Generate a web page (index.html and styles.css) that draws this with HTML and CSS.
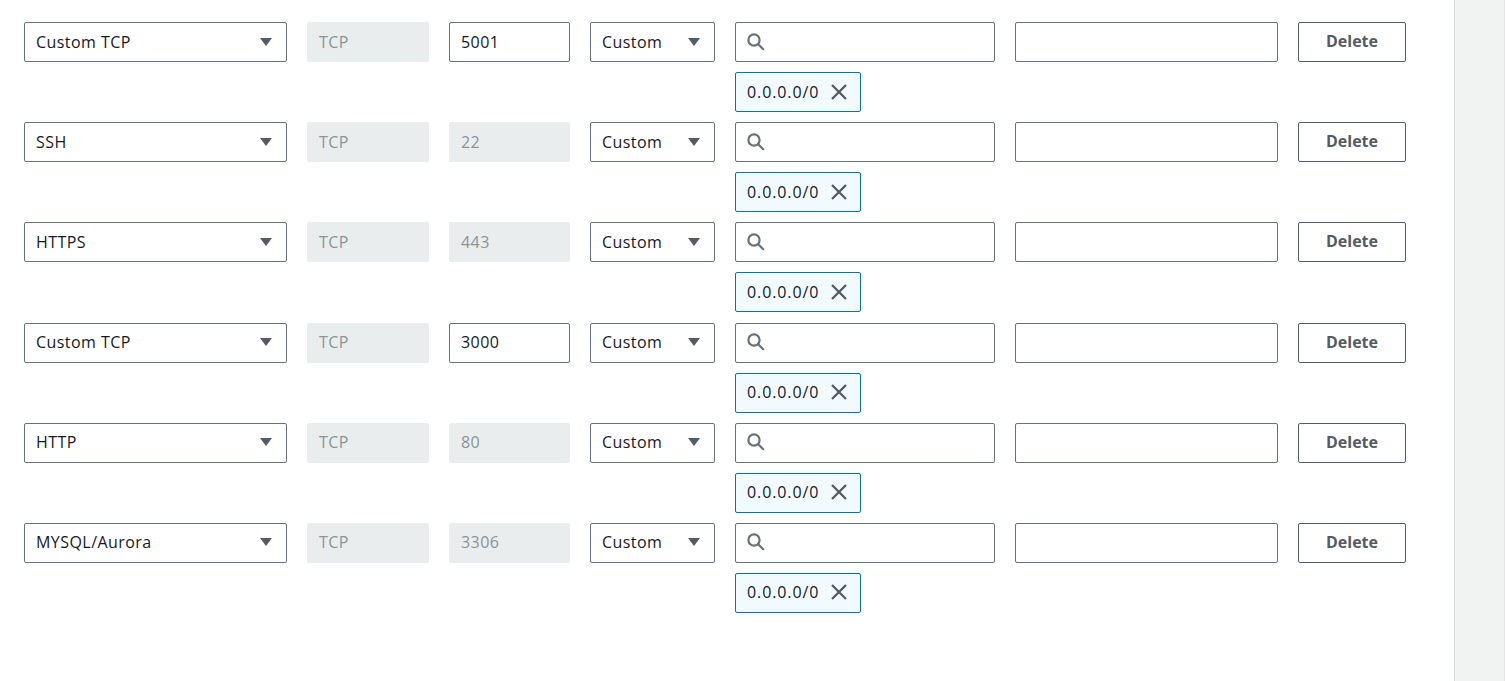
FILE: index.html
```html
<!DOCTYPE html>
<html>
<head>
<meta charset="utf-8">
<link rel="stylesheet" href="styles.css">
</head>
<body>
<div class="page">
  <main class="rules">
    <div class="rule">
      <div class="select wide"><span>Custom TCP</span><svg class="caret" viewBox="0 0 14 10"><path d="M1 1h12L7 9z"/></svg></div>
      <div class="field disabled proto">TCP</div>
      <div class="field port">5001</div>
      <div class="select src"><span>Custom</span><svg class="caret" viewBox="0 0 14 10"><path d="M1 1h12L7 9z"/></svg></div>
      <div class="searchcol">
        <div class="field search"><svg class="mag" viewBox="0 0 20 20"><circle cx="8" cy="8" r="5.6"/><path d="M12.2 12.2l5 5"/></svg></div>
        <div class="tag"><span class="ip">0.0.0.0/0</span><svg class="x" viewBox="0 0 18 18"><path d="M2 2l14 14M16 2L2 16"/></svg></div>
      </div>
      <div class="field desc"></div>
      <button class="del">Delete</button>
    </div>
    <div class="rule">
      <div class="select wide"><span>SSH</span><svg class="caret" viewBox="0 0 14 10"><path d="M1 1h12L7 9z"/></svg></div>
      <div class="field disabled proto">TCP</div>
      <div class="field disabled port">22</div>
      <div class="select src"><span>Custom</span><svg class="caret" viewBox="0 0 14 10"><path d="M1 1h12L7 9z"/></svg></div>
      <div class="searchcol">
        <div class="field search"><svg class="mag" viewBox="0 0 20 20"><circle cx="8" cy="8" r="5.6"/><path d="M12.2 12.2l5 5"/></svg></div>
        <div class="tag"><span class="ip">0.0.0.0/0</span><svg class="x" viewBox="0 0 18 18"><path d="M2 2l14 14M16 2L2 16"/></svg></div>
      </div>
      <div class="field desc"></div>
      <button class="del">Delete</button>
    </div>
    <div class="rule">
      <div class="select wide"><span>HTTPS</span><svg class="caret" viewBox="0 0 14 10"><path d="M1 1h12L7 9z"/></svg></div>
      <div class="field disabled proto">TCP</div>
      <div class="field disabled port">443</div>
      <div class="select src"><span>Custom</span><svg class="caret" viewBox="0 0 14 10"><path d="M1 1h12L7 9z"/></svg></div>
      <div class="searchcol">
        <div class="field search"><svg class="mag" viewBox="0 0 20 20"><circle cx="8" cy="8" r="5.6"/><path d="M12.2 12.2l5 5"/></svg></div>
        <div class="tag"><span class="ip">0.0.0.0/0</span><svg class="x" viewBox="0 0 18 18"><path d="M2 2l14 14M16 2L2 16"/></svg></div>
      </div>
      <div class="field desc"></div>
      <button class="del">Delete</button>
    </div>
    <div class="rule">
      <div class="select wide"><span>Custom TCP</span><svg class="caret" viewBox="0 0 14 10"><path d="M1 1h12L7 9z"/></svg></div>
      <div class="field disabled proto">TCP</div>
      <div class="field port">3000</div>
      <div class="select src"><span>Custom</span><svg class="caret" viewBox="0 0 14 10"><path d="M1 1h12L7 9z"/></svg></div>
      <div class="searchcol">
        <div class="field search"><svg class="mag" viewBox="0 0 20 20"><circle cx="8" cy="8" r="5.6"/><path d="M12.2 12.2l5 5"/></svg></div>
        <div class="tag"><span class="ip">0.0.0.0/0</span><svg class="x" viewBox="0 0 18 18"><path d="M2 2l14 14M16 2L2 16"/></svg></div>
      </div>
      <div class="field desc"></div>
      <button class="del">Delete</button>
    </div>
    <div class="rule">
      <div class="select wide"><span>HTTP</span><svg class="caret" viewBox="0 0 14 10"><path d="M1 1h12L7 9z"/></svg></div>
      <div class="field disabled proto">TCP</div>
      <div class="field disabled port">80</div>
      <div class="select src"><span>Custom</span><svg class="caret" viewBox="0 0 14 10"><path d="M1 1h12L7 9z"/></svg></div>
      <div class="searchcol">
        <div class="field search"><svg class="mag" viewBox="0 0 20 20"><circle cx="8" cy="8" r="5.6"/><path d="M12.2 12.2l5 5"/></svg></div>
        <div class="tag"><span class="ip">0.0.0.0/0</span><svg class="x" viewBox="0 0 18 18"><path d="M2 2l14 14M16 2L2 16"/></svg></div>
      </div>
      <div class="field desc"></div>
      <button class="del">Delete</button>
    </div>
    <div class="rule">
      <div class="select wide"><span>MYSQL/Aurora</span><svg class="caret" viewBox="0 0 14 10"><path d="M1 1h12L7 9z"/></svg></div>
      <div class="field disabled proto">TCP</div>
      <div class="field disabled port">3306</div>
      <div class="select src"><span>Custom</span><svg class="caret" viewBox="0 0 14 10"><path d="M1 1h12L7 9z"/></svg></div>
      <div class="searchcol">
        <div class="field search"><svg class="mag" viewBox="0 0 20 20"><circle cx="8" cy="8" r="5.6"/><path d="M12.2 12.2l5 5"/></svg></div>
        <div class="tag"><span class="ip">0.0.0.0/0</span><svg class="x" viewBox="0 0 18 18"><path d="M2 2l14 14M16 2L2 16"/></svg></div>
      </div>
      <div class="field desc"></div>
      <button class="del">Delete</button>
    </div>
  </main>
  <aside class="scrollbar"></aside>
</div>
</body>
</html>
```

FILE: styles.css
```css
html, body {
  margin: 0;
  padding: 0;
  background: #fff;
  height: 100%;
  overflow: hidden;
}
body {
  font-family: "Open Sans", "Noto Sans", sans-serif;
  font-size: 16px;
  letter-spacing: 0.45px;
  color: #16191f;
}
.page {
  display: flex;
  height: 681px;
}
.rules {
  flex: 1;
  padding: 22px 0 0 24px;
  display: flex;
  flex-direction: column;
  gap: 10.2px;
}
.rule {
  display: grid;
  grid-template-columns: 263px 122px 121px 125px 260px 263px 108px;
  column-gap: 20px;
  align-items: start;
}
.select, .field {
  box-sizing: border-box;
  height: 40px;
  border: 1px solid #687078;
  border-radius: 2px;
  display: flex;
  align-items: center;
  padding: 0 11px;
  padding-bottom: 1px;
  background: #fff;
}
.select {
  justify-content: space-between;
  padding-right: 13px;
}
.caret {
  width: 14px;
  height: 10px;
  fill: #545b64;
}
.field.disabled {
  background: #eaeded;
  border-color: #eaeded;
  color: #879596;
}
.searchcol {
  display: flex;
  flex-direction: column;
  gap: 10px;
}
.search {
  padding-left: 10px;
}
.mag {
  width: 20px;
  height: 20px;
  fill: none;
  stroke: #687078;
  stroke-width: 2.2;
  stroke-linecap: round;
}
.tag {
  box-sizing: border-box;
  width: 126px;
  height: 40px;
  border: 1px solid #0073bb;
  border-radius: 2px;
  background: #f1faff;
  display: flex;
  align-items: center;
  padding: 0 0 1px 11px;
  gap: 11px;
}
.ip {
  letter-spacing: 0.9px;
}
.x {
  width: 18px;
  height: 18px;
  fill: none;
  stroke: #545b64;
  stroke-width: 2.3;
}
.del {
  box-sizing: border-box;
  height: 40px;
  padding: 0 0 2px;
  border: 1px solid #545b64;
  border-radius: 2px;
  background: #fff;
  color: #545b64;
  font-family: "Open Sans", "Noto Sans", sans-serif;
  font-weight: 700;
  font-size: 16px;
  letter-spacing: 0;
  cursor: pointer;
}
.scrollbar {
  width: 49px;
  margin-right: 1px;
  background: #f1f2f2;
  border-left: 1px solid #d5dbdb;
  border-right: 1px solid #e3e6e6;
}
```
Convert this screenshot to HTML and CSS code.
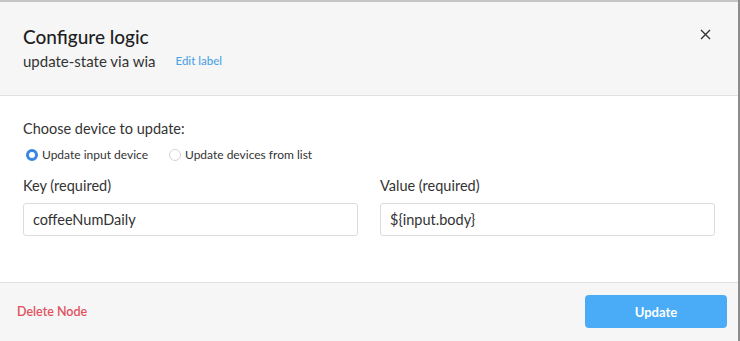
◇ ◇ ◇
Copy the listing word for word, excluding its pictures.

* [The completed task]:
Generate a web page (index.html and styles.css) that draws this with HTML and CSS.
FILE: index.html
```html
<!DOCTYPE html>
<html>
<head>
<meta charset="utf-8">
<link rel="stylesheet" href="styles.css">
</head>
<body>
<div class="page">
  <main class="rules">
    <div class="rule">
      <div class="select wide"><span>Custom TCP</span><svg class="caret" viewBox="0 0 14 10"><path d="M1 1h12L7 9z"/></svg></div>
      <div class="field disabled proto">TCP</div>
      <div class="field port">5001</div>
      <div class="select src"><span>Custom</span><svg class="caret" viewBox="0 0 14 10"><path d="M1 1h12L7 9z"/></svg></div>
      <div class="searchcol">
        <div class="field search"><svg class="mag" viewBox="0 0 20 20"><circle cx="8" cy="8" r="5.6"/><path d="M12.2 12.2l5 5"/></svg></div>
        <div class="tag"><span class="ip">0.0.0.0/0</span><svg class="x" viewBox="0 0 18 18"><path d="M2 2l14 14M16 2L2 16"/></svg></div>
      </div>
      <div class="field desc"></div>
      <button class="del">Delete</button>
    </div>
    <div class="rule">
      <div class="select wide"><span>SSH</span><svg class="caret" viewBox="0 0 14 10"><path d="M1 1h12L7 9z"/></svg></div>
      <div class="field disabled proto">TCP</div>
      <div class="field disabled port">22</div>
      <div class="select src"><span>Custom</span><svg class="caret" viewBox="0 0 14 10"><path d="M1 1h12L7 9z"/></svg></div>
      <div class="searchcol">
        <div class="field search"><svg class="mag" viewBox="0 0 20 20"><circle cx="8" cy="8" r="5.6"/><path d="M12.2 12.2l5 5"/></svg></div>
        <div class="tag"><span class="ip">0.0.0.0/0</span><svg class="x" viewBox="0 0 18 18"><path d="M2 2l14 14M16 2L2 16"/></svg></div>
      </div>
      <div class="field desc"></div>
      <button class="del">Delete</button>
    </div>
    <div class="rule">
      <div class="select wide"><span>HTTPS</span><svg class="caret" viewBox="0 0 14 10"><path d="M1 1h12L7 9z"/></svg></div>
      <div class="field disabled proto">TCP</div>
      <div class="field disabled port">443</div>
      <div class="select src"><span>Custom</span><svg class="caret" viewBox="0 0 14 10"><path d="M1 1h12L7 9z"/></svg></div>
      <div class="searchcol">
        <div class="field search"><svg class="mag" viewBox="0 0 20 20"><circle cx="8" cy="8" r="5.6"/><path d="M12.2 12.2l5 5"/></svg></div>
        <div class="tag"><span class="ip">0.0.0.0/0</span><svg class="x" viewBox="0 0 18 18"><path d="M2 2l14 14M16 2L2 16"/></svg></div>
      </div>
      <div class="field desc"></div>
      <button class="del">Delete</button>
    </div>
    <div class="rule">
      <div class="select wide"><span>Custom TCP</span><svg class="caret" viewBox="0 0 14 10"><path d="M1 1h12L7 9z"/></svg></div>
      <div class="field disabled proto">TCP</div>
      <div class="field port">3000</div>
      <div class="select src"><span>Custom</span><svg class="caret" viewBox="0 0 14 10"><path d="M1 1h12L7 9z"/></svg></div>
      <div class="searchcol">
        <div class="field search"><svg class="mag" viewBox="0 0 20 20"><circle cx="8" cy="8" r="5.6"/><path d="M12.2 12.2l5 5"/></svg></div>
        <div class="tag"><span class="ip">0.0.0.0/0</span><svg class="x" viewBox="0 0 18 18"><path d="M2 2l14 14M16 2L2 16"/></svg></div>
      </div>
      <div class="field desc"></div>
      <button class="del">Delete</button>
    </div>
    <div class="rule">
      <div class="select wide"><span>HTTP</span><svg class="caret" viewBox="0 0 14 10"><path d="M1 1h12L7 9z"/></svg></div>
      <div class="field disabled proto">TCP</div>
      <div class="field disabled port">80</div>
      <div class="select src"><span>Custom</span><svg class="caret" viewBox="0 0 14 10"><path d="M1 1h12L7 9z"/></svg></div>
      <div class="searchcol">
        <div class="field search"><svg class="mag" viewBox="0 0 20 20"><circle cx="8" cy="8" r="5.6"/><path d="M12.2 12.2l5 5"/></svg></div>
        <div class="tag"><span class="ip">0.0.0.0/0</span><svg class="x" viewBox="0 0 18 18"><path d="M2 2l14 14M16 2L2 16"/></svg></div>
      </div>
      <div class="field desc"></div>
      <button class="del">Delete</button>
    </div>
    <div class="rule">
      <div class="select wide"><span>MYSQL/Aurora</span><svg class="caret" viewBox="0 0 14 10"><path d="M1 1h12L7 9z"/></svg></div>
      <div class="field disabled proto">TCP</div>
      <div class="field disabled port">3306</div>
      <div class="select src"><span>Custom</span><svg class="caret" viewBox="0 0 14 10"><path d="M1 1h12L7 9z"/></svg></div>
      <div class="searchcol">
        <div class="field search"><svg class="mag" viewBox="0 0 20 20"><circle cx="8" cy="8" r="5.6"/><path d="M12.2 12.2l5 5"/></svg></div>
        <div class="tag"><span class="ip">0.0.0.0/0</span><svg class="x" viewBox="0 0 18 18"><path d="M2 2l14 14M16 2L2 16"/></svg></div>
      </div>
      <div class="field desc"></div>
      <button class="del">Delete</button>
    </div>
  </main>
  <aside class="scrollbar"></aside>
</div>
</body>
</html>
```

FILE: styles.css
```css
html, body {
  margin: 0;
  padding: 0;
  background: #fff;
  height: 100%;
  overflow: hidden;
}
body {
  font-family: "Open Sans", "Noto Sans", sans-serif;
  font-size: 16px;
  letter-spacing: 0.45px;
  color: #16191f;
}
.page {
  display: flex;
  height: 681px;
}
.rules {
  flex: 1;
  padding: 22px 0 0 24px;
  display: flex;
  flex-direction: column;
  gap: 10.2px;
}
.rule {
  display: grid;
  grid-template-columns: 263px 122px 121px 125px 260px 263px 108px;
  column-gap: 20px;
  align-items: start;
}
.select, .field {
  box-sizing: border-box;
  height: 40px;
  border: 1px solid #687078;
  border-radius: 2px;
  display: flex;
  align-items: center;
  padding: 0 11px;
  padding-bottom: 1px;
  background: #fff;
}
.select {
  justify-content: space-between;
  padding-right: 13px;
}
.caret {
  width: 14px;
  height: 10px;
  fill: #545b64;
}
.field.disabled {
  background: #eaeded;
  border-color: #eaeded;
  color: #879596;
}
.searchcol {
  display: flex;
  flex-direction: column;
  gap: 10px;
}
.search {
  padding-left: 10px;
}
.mag {
  width: 20px;
  height: 20px;
  fill: none;
  stroke: #687078;
  stroke-width: 2.2;
  stroke-linecap: round;
}
.tag {
  box-sizing: border-box;
  width: 126px;
  height: 40px;
  border: 1px solid #0073bb;
  border-radius: 2px;
  background: #f1faff;
  display: flex;
  align-items: center;
  padding: 0 0 1px 11px;
  gap: 11px;
}
.ip {
  letter-spacing: 0.9px;
}
.x {
  width: 18px;
  height: 18px;
  fill: none;
  stroke: #545b64;
  stroke-width: 2.3;
}
.del {
  box-sizing: border-box;
  height: 40px;
  padding: 0 0 2px;
  border: 1px solid #545b64;
  border-radius: 2px;
  background: #fff;
  color: #545b64;
  font-family: "Open Sans", "Noto Sans", sans-serif;
  font-weight: 700;
  font-size: 16px;
  letter-spacing: 0;
  cursor: pointer;
}
.scrollbar {
  width: 49px;
  margin-right: 1px;
  background: #f1f2f2;
  border-left: 1px solid #d5dbdb;
  border-right: 1px solid #e3e6e6;
}
```
Convert this screenshot to HTML and CSS code.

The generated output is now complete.